Les chimpanzés à la Lopé, de même que les humains, adorent le miel et c'est pour s'en procurer qu'ils utilisent le plus souvent des outils. Les nids des abeilles se trouvent dans les trous des troncs d'arbres et les abeilles choisissent des sites difficilement accessibles.

Ce n'est pas facile de dérober du miel aux abeilles car les voleurs s'exposent à des attaques massives. Les chimpanzés fabriquent, avec des branches, de longs bâtons sur lesquels ils enlèvent toutes les feuilles et, parfois, également l'écorce.

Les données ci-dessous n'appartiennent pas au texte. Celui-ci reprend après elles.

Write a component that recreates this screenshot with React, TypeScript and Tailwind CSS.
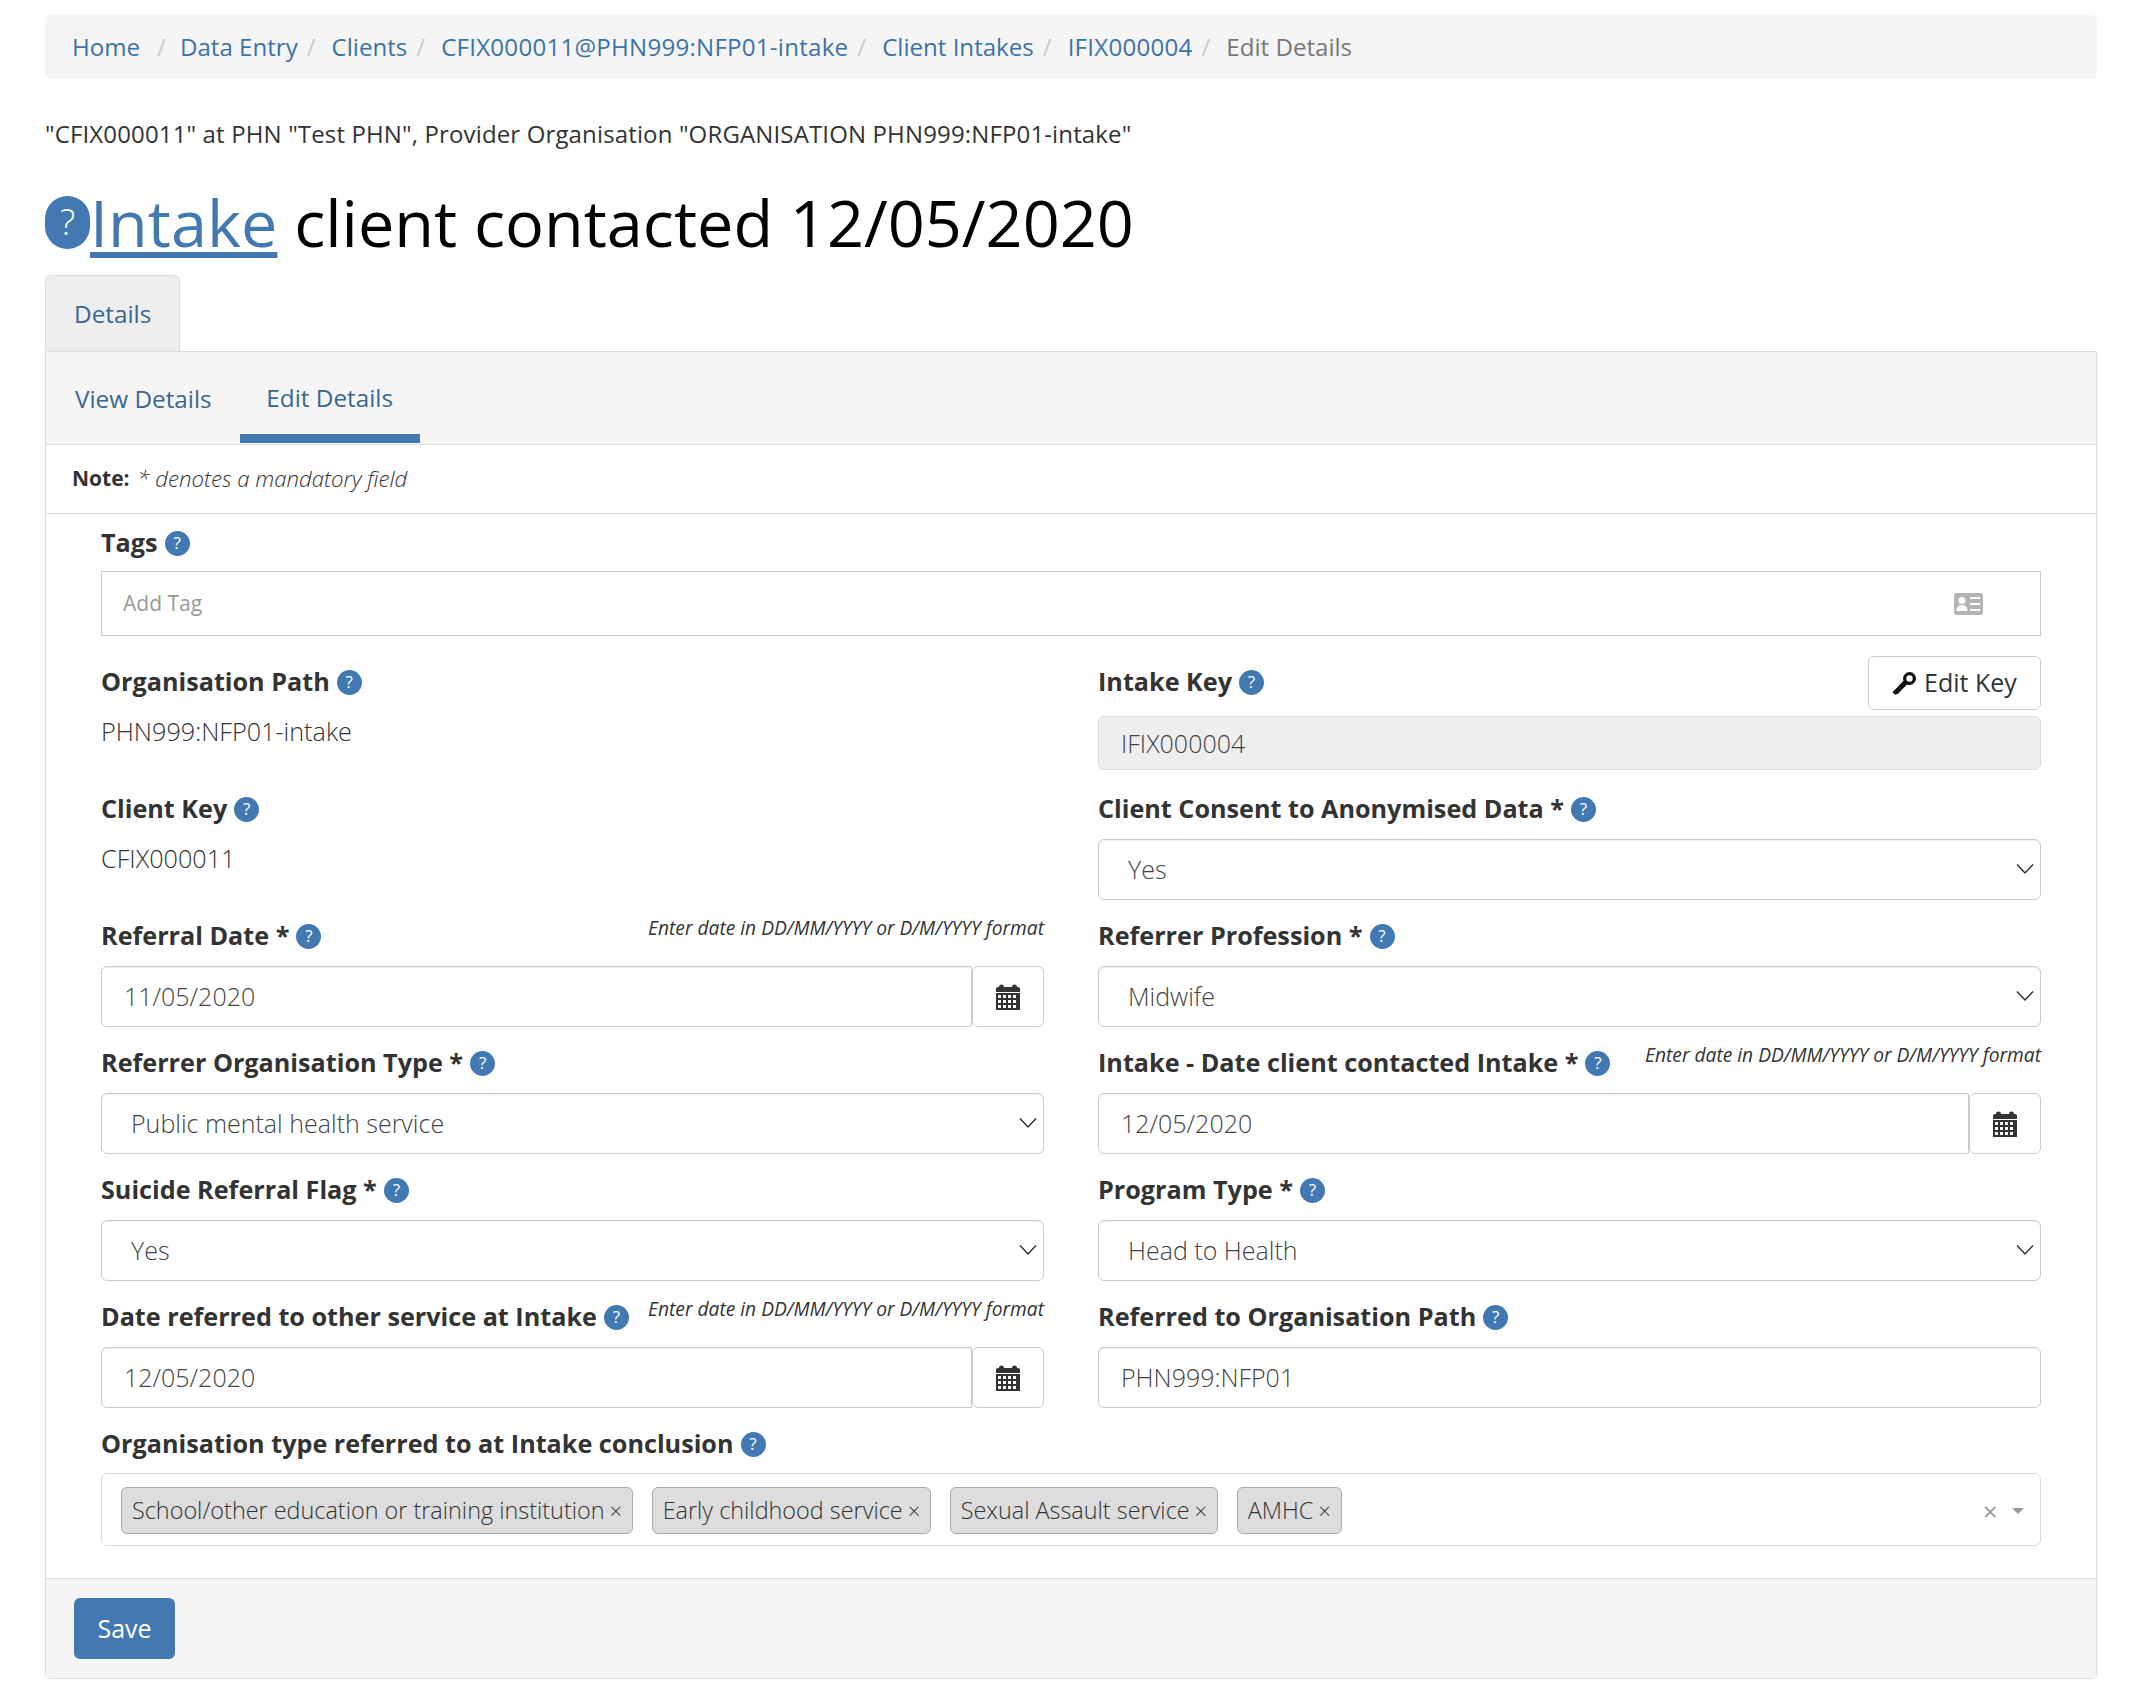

Les outils utilisés pour recueillir le miel mesurent, en moyenne, 78 cm de longueur et les extrémités sont souvent en forme de pinceaux, comme les outils utilisés pour la capture des insectes.

Les chimpanzés peuvent avec ces outils s'approprier de bonnes quantités de miel et des fragments de rayon des nids, d'assez loin, sans s'approcher trop près de la ruche. Nous avons assez souvent observé les chimpanzés extorquer le miel aux abeilles, ils ne sont piqués que rarement.

Nous savons que lors de leurs travaux de recherches, Mike Fay et Richard Carroll ont constaté que les chimpanzés à la Réserve de Dzanga-Sangha en RCA utilisent des outils pour capturer et manger des termites.

Le Professeur Sabater Pi a publié les détails d'un comportement similaire chez les chimpanzés de Okorobiko en Guinée Équatoriale. Dans ces deux cas, les chimpanzés utilisent d'abord des branches solides pour ouvrir des trous dans les termitières et, ensuite, des branches plus fines pour "cueillir" les termites, technique comparable à celle utilisée au Gabon.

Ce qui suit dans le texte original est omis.